Kadınların her işi yapabileceğini söyleyen Sultan Göztaş, "Üniversitede okurken çeşitli arama kurtarma derneklerine üye olmuştum. Üniversite bittikten sonra buraya katıldım. Orman sahasında 2 ekibe bölündük. Bir ekip sahada diğer ekip depoda çalışıyor. Birer gün değişmeli hareket ediyoruz. Sahada olanlar yangın söndürme tahliye gibi konularda çalışıyor. Yangın bölgesine gideceğimi söylediğimde çok fazla tepki aldım. 'Orada ne işiniz var' tarzında diyaloglar oldu. Bunları takmayarak geldik. İyi ki de geldik. Örneğin; bugün hortumları yanan noktalara taşıdık ve sonrasında da söndüren görevliye yardımcı oluyoruz. Çok dik ve kaygan bir yerden aşağı inmek durumdaydık. Zor oldu ama söndürmeyi başardık. Kadınlar her işi yapabilir" dedi.

'KÜÇÜMSEYİCİ TEPKİLER ALDIM'

İzmir depreminin ardından arama- kurtarma gönüllüsü olduğunu belirten Liva Daşdemir ise "Yaklaşık 10 gündür bölgedeyiz. Yangın söndürme, soğutma ve arama- kurtarma çalışmalarında görevliyiz. İzmir depreminin ardından ANDA'ya katılmaya karar verdim. İnsanlara yardım etmek çok güzel bir his. Zorda olana yardım eli uzatmak tarif edilemez bir mutluluk. Arama kurtarma çalışmalarına gittiğimi söylediğimde çevremde küçümseyen ve 'Bir kadın mı yapar bunu' şeklinde tepkiler aldım. Ancak bizler de her şeyi yapabiliyoruz. Hem de çok güzel yapıyoruz" diye konuştu.

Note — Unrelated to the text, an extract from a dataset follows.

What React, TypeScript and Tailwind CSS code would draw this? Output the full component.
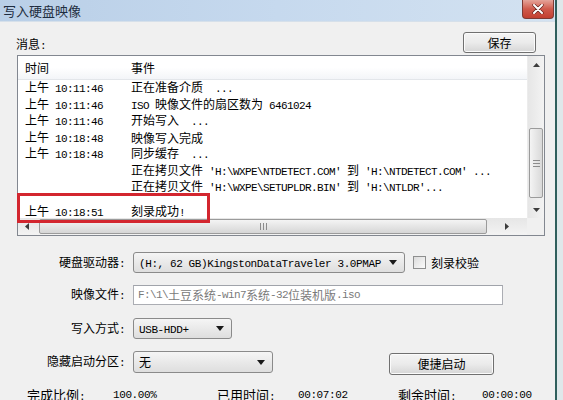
import React from "react";

const cjk = "font-['Noto_Sans_CJK_SC',sans-serif]";

// CJK glyphs stay 12px wide, ascii runs get a narrow mono font (half width)
function Mix({ text, small }: { text: string; small?: boolean }) {
  const parts = text.split(/([\x00-\x7f]+)/).filter(Boolean);
  return (
    <>
      {parts.map((p, i) =>
        /^[\x00-\x7f]+$/.test(p) ? (
          <span
            key={i}
            className={
              small
                ? "font-['Liberation_Mono',monospace] text-[11px] tracking-[-0.6px] whitespace-pre"
                : "font-['Liberation_Mono',monospace] text-[11px] tracking-[-0.4px] whitespace-pre"
            }
          >
            {p}
          </span>
        ) : (
          <span key={i}>{p}</span>
        )
      )}
    </>
  );
}

const rows = [
  ["上午 10:11:46", "正在准备介质  ..."],
  ["上午 10:11:46", "ISO 映像文件的扇区数为 6461024"],
  ["上午 10:11:46", "开始写入  ..."],
  ["上午 10:18:48", "映像写入完成"],
  ["上午 10:18:48", "同步缓存  ..."],
  ["", "正在拷贝文件 'H:\\WXPE\\NTDETECT.COM' 到 'H:\\NTDETECT.COM' ..."],
  ["", "正在拷贝文件 'H:\\WXPE\\SETUPLDR.BIN' 到 'H:\\NTLDR'..."],
];

function Arrow({ dir }: { dir: "up" | "down" | "left" | "right" }) {
  const pts = {
    up: "0,4 3.5,0 7,4",
    down: "0,0 7,0 3.5,4",
    left: "4,0 4,7 0,3.5",
    right: "0,0 0,7 4,3.5",
  }[dir];
  const w = dir === "up" || dir === "down" ? 7 : 4;
  const h = dir === "up" || dir === "down" ? 4 : 7;
  return (
    <svg width={w} height={h} viewBox={`0 0 ${w} ${h}`}>
      <polygon points={pts} fill="#3c3c3c" />
    </svg>
  );
}

function Combo({ w, text }: { w: string; text: string }) {
  return (
    <div
      className={`${w} h-full flex items-center justify-between pl-[5px] pr-[7px] rounded-[3px] border border-[#8a8a8a] bg-gradient-to-b from-[#f5f5f5] to-[#dedede] text-[12px] text-black`}
    >
      <span className="leading-none whitespace-pre">
        <Mix text={text} />
      </span>
      <svg width="8" height="5" viewBox="0 0 8 5">
        <polygon points="0,0 8,0 4,5" fill="#1a1a1a" />
      </svg>
    </div>
  );
}

function Btn({ w, h, label }: { w: string; h: string; label: string }) {
  return (
    <div
      className={`${w} ${h} flex items-center justify-center rounded-[3px] border border-[#707070] bg-gradient-to-b from-[#f4f4f4] via-[#ebebeb] to-[#d6d6d6] text-[12px] text-black shadow-[inset_0_0_0_1px_#fbfbfb]`}
    >
      {label}
    </div>
  );
}

export default function App() {
  return (
    <div className={`w-[563px] h-[400px] overflow-hidden flex bg-[#f0f0f0] ${cjk}`}>
      <div className="w-[555px] flex flex-col shrink-0">
        {/* title bar */}
        <div className="h-[22px] flex items-start justify-between bg-gradient-to-r from-[#b9cfe7] via-[#c6d9ee] to-[#d3e2f1] border-b border-[#d6e0ea]">
          <span className="pl-[3px] text-[13px] leading-[22px] text-[#1e2d40]">写入硬盘映像</span>
          <div className="w-[32px] h-[19px] mr-[1px] flex items-center justify-center rounded-b-[4px] border border-t-0 border-[#7d3a33] bg-gradient-to-b from-[#e4a399] via-[#cf5a4c] to-[#c23f30]">
            <svg width="12" height="10" viewBox="0 0 12 10">
              <path d="M2 1 L10 9 M10 1 L2 9" stroke="#5a1d18" strokeWidth="3.2" strokeLinecap="round" />
              <path d="M2 1 L10 9 M10 1 L2 9" stroke="#ffffff" strokeWidth="2" strokeLinecap="round" />
            </svg>
          </div>
        </div>

        <div className="pl-[17px] pr-[10px] flex flex-col">
          {/* message label + save */}
          <div className="mt-[10px] h-[21px] flex items-center justify-between">
            <span className="text-[12px] leading-none text-black mt-[5px] -ml-[1px]">
              消息<Mix text=":" small />
            </span>
            <div className="mr-[9px]">
              <Btn w="w-[73px]" h="h-[21px]" label="保存" />
            </div>
          </div>

          {/* list view */}
          <div className="mt-[2px] h-[181px] border border-[#828790] bg-white relative flex flex-col">
            <div className="flex flex-1 min-h-0">
              <div className="flex-1 flex flex-col overflow-hidden">
                <div className="h-[24px] shrink-0 flex items-center border-b border-[#e3e6ea] bg-gradient-to-b from-white via-white to-[#f3f5f8] text-[12px] text-black">
                  <span className="w-[113px] pl-[7px]">时间</span>
                  <span>事件</span>
                </div>
                {rows.map((r, i) => (
                  <div key={i} className="h-[16.5px] shrink-0 flex items-center text-[12px] text-black leading-none whitespace-nowrap">
                    <span className="w-[113px] shrink-0 pl-[7px]">
                      <Mix text={r[0]} small />
                    </span>
                    <span>
                      <Mix text={r[1]} small />
                    </span>
                  </div>
                ))}
                <div className="mt-[8px] h-[16.5px] shrink-0 flex items-center text-[12px] text-black leading-none">
                  <span className="w-[113px] shrink-0 pl-[7px]">
                    <Mix text="上午 10:18:51" small />
                  </span>
                  <span>
                    <Mix text="刻录成功!" small />
                  </span>
                </div>
              </div>
              {/* vertical scrollbar */}
              <div className="w-[17px] shrink-0 flex flex-col items-center bg-gradient-to-r from-[#e6e6e6] to-[#f3f3f3] border-l border-[#ececec]">
                <div className="h-[17px] flex items-center justify-center">
                  <Arrow dir="up" />
                </div>
                <div className="flex-1 w-full relative">
                  <div className="absolute left-[1px] right-[1px] top-[55px] h-[70px] rounded-[2px] border border-[#9b9b9b] bg-gradient-to-r from-[#f4f4f4] to-[#d9d9d9] flex flex-col items-center justify-center gap-[2px]">
                    <div className="w-[7px] h-px bg-[#8c8c8c]" />
                    <div className="w-[7px] h-px bg-[#8c8c8c]" />
                    <div className="w-[7px] h-px bg-[#8c8c8c]" />
                  </div>
                </div>
                <div className="h-[17px] flex items-center justify-center">
                  <Arrow dir="down" />
                </div>
              </div>
            </div>
            {/* horizontal scrollbar */}
            <div className="h-[17px] shrink-0 flex">
              <div className="flex-1 flex items-center bg-gradient-to-b from-[#e6e6e6] to-[#f3f3f3]">
                <div className="w-[17px] flex justify-center">
                  <Arrow dir="left" />
                </div>
                <div className="ml-[4px] w-[448px] h-[15px] rounded-[2px] border border-[#9b9b9b] bg-gradient-to-b from-[#f4f4f4] to-[#d6d6d6] flex items-center justify-center gap-[2px]">
                  <div className="w-px h-[7px] bg-[#8c8c8c]" />
                  <div className="w-px h-[7px] bg-[#8c8c8c]" />
                  <div className="w-px h-[7px] bg-[#8c8c8c]" />
                </div>
                <div className="flex-1 flex justify-center">
                  <Arrow dir="right" />
                </div>
              </div>
              <div className="w-[17px] bg-[#f0f0f0]" />
            </div>
            {/* highlight annotation */}
            <div className="absolute left-[-1px] top-[137px] w-[193px] h-[30px] border-[3px] border-[#d3262f]" />
          </div>

          {/* form */}
          <div className="mt-[16px] h-[21px] flex items-center text-[12px] text-black">
            <span className="w-[108px] text-right leading-none">
              硬盘驱动器<Mix text=":" small />
            </span>
            <div className="ml-[8px] h-full">
              <Combo w="w-[272px]" text="(H:, 62 GB)KingstonDataTraveler 3.0PMAP" />
            </div>
            <div className="ml-[8px] w-[13px] h-[13px] border border-[#8e8f8f] bg-gradient-to-br from-[#dcdcdc] to-[#fbfbfb]" />
            <span className="ml-[5px] leading-none">刻录校验</span>
          </div>

          <div className="mt-[12px] h-[20px] flex items-center text-[12px]">
            <span className="w-[108px] text-right leading-none text-black">
              映像文件<Mix text=":" small />
            </span>
            <div className="ml-[8px] w-[370px] h-full flex items-center pl-[4px] border border-[#abadb3] border-t-[#a0a3aa] bg-white text-[#7a7a7a] leading-none whitespace-nowrap">
              <Mix text="F:\1\土豆系统-win7系统-32位装机版.iso" small />
            </div>
          </div>

          <div className="mt-[13px] h-[21px] flex items-center text-[12px] text-black">
            <span className="w-[108px] text-right leading-none">
              写入方式<Mix text=":" small />
            </span>
            <div className="ml-[8px] h-full">
              <Combo w="w-[99px]" text="USB-HDD+" />
            </div>
          </div>

          <div className="mt-[12px] h-[22px] flex items-center text-[12px] text-black">
            <span className="w-[108px] text-right leading-none">
              隐藏启动分区<Mix text=":" small />
            </span>
            <div className="ml-[8px] h-full">
              <Combo w="w-[140px]" text="无" />
            </div>
            <div className="ml-[116px] mt-[3px]">
              <Btn w="w-[105px]" h="h-[22px]" label="便捷启动" />
            </div>
          </div>

          <div className="mt-[13px] ml-[10px] h-[18px] flex items-center text-[13px] text-black leading-none">
            <span className="w-[86px]">
              完成比例<Mix text=":" />
            </span>
            <span className="w-[104px] font-['Liberation_Mono',monospace] text-[11px] tracking-[-0.4px]">100.00%</span>
            <span className="w-[81px]">
              已用时间<Mix text=":" />
            </span>
            <span className="w-[100px] font-['Liberation_Mono',monospace] text-[11px] tracking-[-0.4px]">00:07:02</span>
            <span className="w-[84px]">
              剩余时间<Mix text=":" />
            </span>
            <span className="font-['Liberation_Mono',monospace] text-[11px] tracking-[-0.4px]">00:00:00</span>
          </div>
        </div>
      </div>
      <div className="w-[2px] shrink-0 bg-[#2f5f5d]" />
      <div className="flex-1 bg-[#dfe8ea]" />
    </div>
  );
}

Manavgat yangınından bu yana sahada olduğunu söyleyen Senem Peköz de "İlk olarak Manavgat'ta çıkan yangında görev aldım. O tarihten beri yangın sahasındayım. 1 haftadır Köyceğiz'de elimizden geleni yapmaya çalışıyoruz. Yangına gideceğimi söylediğimde alay edenler oldu ancak tek bir canlı bile kurtarabilmenin verdiği mutluluk tarif edilemez. Kafanızı yastığa koyduğunuzda huzurlu uyuyorsunuz. İzmir depreminden sonra boş durmamak ve insanlara yardım etmek fikrini aklıma koydum. Orada arama- kurtarmanın önemini görüp eğitimini aldım" dedi.